If the weekly first-time claims for unemployment are any indication, the U.S. labor market is continuing a slow march back.
But unemployment levels remain historic.
The number of American workers filing first-time claims for unemployment assistance last week dropped to some 709,000, a drop of some 49,000 from the week before, according to statistics released Thursday by the U.S. Department of Labor.
The decline in claims continues a recent trend – the number has dropped several straight weeks – and represents the lowest it has been since the pandemic started in March.
But considering the record for weekly unemployment claims in pre-pandemic times was just under 700,000, last week’s rate was still historically high.
- California, of course, still leads the nation in first-time claims. The state had 157,642 last week, up more than 5,000 from the week before.
- Illinois had nearly 71,000 first-time claims last week, a drop of 2,856.
- First-time claims in New York also fell, dropping 1,840 to a total of 43,876.
- Massachusetts saw a significant jump, climbing more than 2,700 claims to 42,216.
- On the other end of the spectrum, Florida had 28,128 claims, down by 3,497.

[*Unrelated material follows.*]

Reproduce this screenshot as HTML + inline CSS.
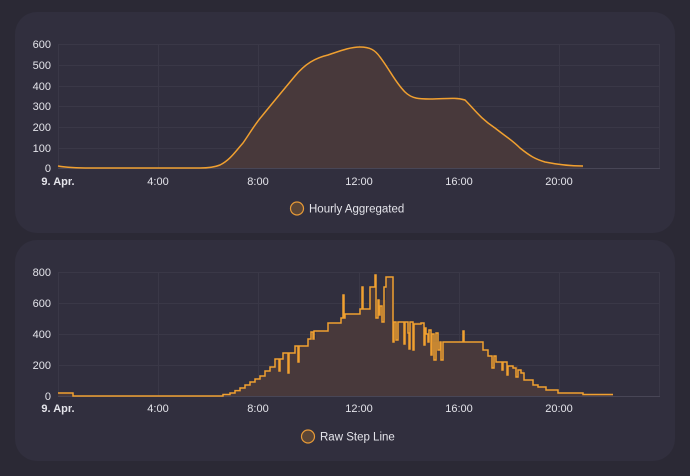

Georgia had the nation’s biggest drop, falling by 14,127 claims. Other drops came in Kentucky (4,979), New Jersey (4,703) and Texas (5,179), as first-time claims dropped in 31 states.
Washington had the highest jump, up 10,381.
The relief could be short-lived. With coronavirus cases surging across the country, some states are beginning to enact more stringent restrictions. New York, for instance, just instituted a curfew for bars and restaurants.
In addition to the first-time claims, nearly 300,000 people applied for benefits through the Pandemic Unemployment Assistance program, a federal program established by Congress earlier this year to help workers who would not normally quality for state benefits. Some 4.1 million workers are claiming PUA, according to the Labor Department.
According to the DOL statistics, the number of people receiving unemployment benefits also fell. According to the Labor Department, some 6.8 million people were continuing to get benefits through the week ending Oct. 31.
The national unemployment rate dropoped by 1 point to 6.9% in October. According to the DOL, the U.S. economy added 638,000 jobs in October.